We had 0.3arcsec pixels at USNO-Flagstaff on the 1.55m telescope, with nominal seeing of about 1arcsec.  We stopped observing when the seeing deteriorated to 2.5arcsec, not because the photometry or astrometry was compromised by the bloated images, but because of blending and the longer exposures required to reach decent signal/noise per pixel.  A similar thing happens with amateur setups; it is just scaled.  If your seeing gets into the 6-7pixel range, then the light is spread over many more pixels; each has less flux and each contributes sky, dark and readout noise.  You can certainly observe under those circumstances, but I'd recommend using longer exposures.  That said, what I often found to be the case was that poor seeing nights had variable seeing - it would stabilze for a few minutes, then deteriorate again.  Increasing the exposure times then meant that some exposures were saturated.
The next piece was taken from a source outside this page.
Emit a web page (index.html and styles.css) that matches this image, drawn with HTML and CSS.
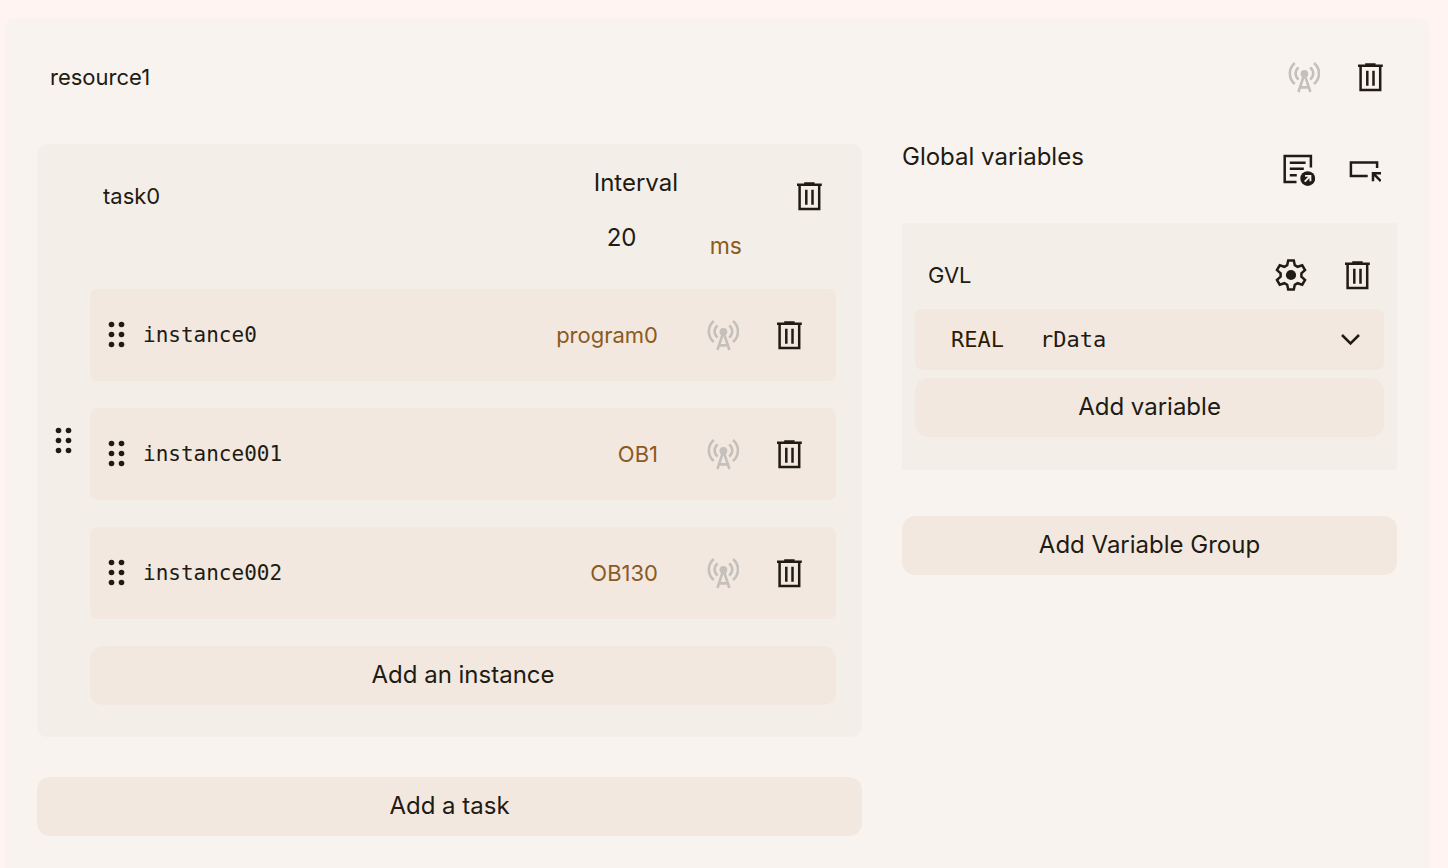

I either closed down on poor seeing with the 1.0m telescope I primarily used for photometry, or switched to very bright targets - ones that would typically saturate with the shortest normal exposures.  By doing so, I could often get photometry of stars 2-3 magnitudes brighter than usual, and therefore continue bright-star research projects.

You will gain experience as to what is useful and what isn't.  Whenever conditions fall outside of the norms, take more care and examine things more closely, but don't automatically assume that the results will be poor.